Часто акулы настолько велики, что их невозможно взвесить на обычных весах, и тогда их вес приходится высчитывать по специальной таблице. И они очень быстры. Говорят, что голубая акула может развивать скорость до тридцати семи километров в час. Как-то раз неподалеку от Кейп-Код подводный охотник загарпунил акулу неизвестного вида. Когда пустившаяся в погоню лодка наконец догнала совершенно измученного рыболова и его добычу — судя по всему, абсолютно бодрую, — засекли скорость акулы и человека, которого она тянула на буксире. Они делали четырнадцать узлов.
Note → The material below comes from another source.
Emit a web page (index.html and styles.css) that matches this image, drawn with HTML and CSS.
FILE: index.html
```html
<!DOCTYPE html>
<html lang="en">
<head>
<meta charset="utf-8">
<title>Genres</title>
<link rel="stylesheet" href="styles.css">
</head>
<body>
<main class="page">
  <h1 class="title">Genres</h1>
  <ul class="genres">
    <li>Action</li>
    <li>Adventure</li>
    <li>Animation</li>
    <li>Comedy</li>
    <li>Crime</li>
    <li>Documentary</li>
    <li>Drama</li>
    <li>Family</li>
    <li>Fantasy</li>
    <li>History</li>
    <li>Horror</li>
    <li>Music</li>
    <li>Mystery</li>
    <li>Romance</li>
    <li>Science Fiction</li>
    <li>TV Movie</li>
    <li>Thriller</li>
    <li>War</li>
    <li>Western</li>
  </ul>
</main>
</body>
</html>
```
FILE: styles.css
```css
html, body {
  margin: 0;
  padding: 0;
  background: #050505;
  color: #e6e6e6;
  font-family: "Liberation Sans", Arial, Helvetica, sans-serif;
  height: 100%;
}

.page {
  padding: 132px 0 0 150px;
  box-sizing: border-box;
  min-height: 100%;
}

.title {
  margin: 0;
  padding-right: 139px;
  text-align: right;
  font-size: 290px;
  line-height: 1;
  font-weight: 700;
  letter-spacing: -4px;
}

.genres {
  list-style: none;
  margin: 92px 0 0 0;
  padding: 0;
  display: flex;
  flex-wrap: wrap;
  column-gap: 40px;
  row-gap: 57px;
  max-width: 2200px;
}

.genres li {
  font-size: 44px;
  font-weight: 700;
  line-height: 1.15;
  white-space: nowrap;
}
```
Одной из самых больших акул, пойманных подводным охотником, была шестьсоткилограммовая гигантская акула. Это произошло в 1955 году, неподалеку от Санта-Моники. Подводный охотник Боб Лоренц заметил в двадцати пяти метрах от берега огромную акулу. У него было с собой ружье, стреляющее стальными стрелами, прикрепленными к металлическому тросу.
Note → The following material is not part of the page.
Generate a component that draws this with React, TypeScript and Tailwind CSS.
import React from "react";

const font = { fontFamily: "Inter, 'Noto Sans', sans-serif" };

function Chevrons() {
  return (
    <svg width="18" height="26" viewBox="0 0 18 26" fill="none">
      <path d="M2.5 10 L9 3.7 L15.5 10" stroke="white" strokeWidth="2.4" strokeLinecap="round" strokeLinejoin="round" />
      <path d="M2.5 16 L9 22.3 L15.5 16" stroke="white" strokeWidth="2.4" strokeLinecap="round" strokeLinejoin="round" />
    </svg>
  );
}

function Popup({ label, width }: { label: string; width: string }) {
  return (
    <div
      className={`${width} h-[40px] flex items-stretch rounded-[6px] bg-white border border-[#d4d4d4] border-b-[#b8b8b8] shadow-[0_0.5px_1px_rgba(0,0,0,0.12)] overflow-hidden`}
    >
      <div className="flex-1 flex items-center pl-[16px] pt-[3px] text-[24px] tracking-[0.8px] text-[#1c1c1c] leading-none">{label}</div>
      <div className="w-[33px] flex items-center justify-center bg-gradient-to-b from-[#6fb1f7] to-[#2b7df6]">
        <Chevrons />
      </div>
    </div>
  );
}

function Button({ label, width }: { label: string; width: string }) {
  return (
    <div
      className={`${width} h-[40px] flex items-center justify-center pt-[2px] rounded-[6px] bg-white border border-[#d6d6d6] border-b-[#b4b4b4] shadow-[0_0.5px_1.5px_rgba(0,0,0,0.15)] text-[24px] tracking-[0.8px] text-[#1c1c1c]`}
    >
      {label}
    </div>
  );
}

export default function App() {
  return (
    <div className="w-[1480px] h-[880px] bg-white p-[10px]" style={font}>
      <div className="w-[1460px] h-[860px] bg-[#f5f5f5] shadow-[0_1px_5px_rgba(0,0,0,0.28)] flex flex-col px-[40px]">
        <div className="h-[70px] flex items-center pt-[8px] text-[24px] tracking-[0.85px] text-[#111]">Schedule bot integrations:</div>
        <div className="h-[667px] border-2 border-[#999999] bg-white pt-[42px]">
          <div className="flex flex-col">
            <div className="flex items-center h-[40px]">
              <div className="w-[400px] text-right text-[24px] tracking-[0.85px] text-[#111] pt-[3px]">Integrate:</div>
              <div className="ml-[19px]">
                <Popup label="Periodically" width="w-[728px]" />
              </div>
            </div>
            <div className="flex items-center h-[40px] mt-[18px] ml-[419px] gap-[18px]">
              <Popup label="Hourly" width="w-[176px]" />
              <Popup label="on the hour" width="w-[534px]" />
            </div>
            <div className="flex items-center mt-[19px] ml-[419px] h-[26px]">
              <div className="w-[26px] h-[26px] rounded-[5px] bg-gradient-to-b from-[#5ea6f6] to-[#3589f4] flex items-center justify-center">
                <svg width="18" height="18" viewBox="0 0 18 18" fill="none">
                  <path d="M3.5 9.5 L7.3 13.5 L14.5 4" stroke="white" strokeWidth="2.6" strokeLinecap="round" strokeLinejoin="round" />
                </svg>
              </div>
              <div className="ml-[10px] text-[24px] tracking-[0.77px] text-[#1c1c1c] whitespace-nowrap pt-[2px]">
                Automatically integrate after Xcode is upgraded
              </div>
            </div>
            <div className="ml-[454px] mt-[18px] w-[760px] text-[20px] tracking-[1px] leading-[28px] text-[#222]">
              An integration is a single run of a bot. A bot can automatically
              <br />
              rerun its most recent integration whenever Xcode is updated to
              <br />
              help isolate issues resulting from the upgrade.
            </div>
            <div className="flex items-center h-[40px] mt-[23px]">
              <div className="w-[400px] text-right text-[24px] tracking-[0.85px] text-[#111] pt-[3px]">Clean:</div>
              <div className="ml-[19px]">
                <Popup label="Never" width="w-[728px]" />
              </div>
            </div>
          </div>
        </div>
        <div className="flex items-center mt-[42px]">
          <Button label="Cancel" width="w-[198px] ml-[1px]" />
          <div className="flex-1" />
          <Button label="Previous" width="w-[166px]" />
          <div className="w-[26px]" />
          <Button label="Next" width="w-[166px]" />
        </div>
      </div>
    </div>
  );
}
— Я попал ей в спину, впереди спинного плавника, — рассказывал Лоренц. — Акула повернула в открытое море и опустилась примерно на семиметровую глубину. Я снова выстрелил в нее, но на этот раз менее удачно: она так била хвостом, что взбаламутила воду, и я почти ничего не видел. Стрела попала ей в хвост.
Лоренц продолжал битву в лодке. Тросы от стрел, сидевших в теле акулы, были накрепко привязаны к корме, и акула полтора часа тянула лодку на буксире, пока, наконец, Лоренцу и его трем товарищам удалось поднять ее наверх и привязать по борту лодки. Она имела четыре метра в длину.
Ни гигантская, ни китовая акула не считаются «спортивной» рыбой, но для рыболовов, которым хочется вытащить на берег такую огромную рыбу, какую до них не вытаскивал ни один человек, их величина служит приманкой. Рыбаки, живущие по берегам Персидского залива, рассказывают, что они ловят китовых акул следующим образом: они подплывают к ним на лодке, взбираются им на спину, продевают в огромную пасть рыбы крючок и, снова сев в лодку, тянут акулу к берегу на канате.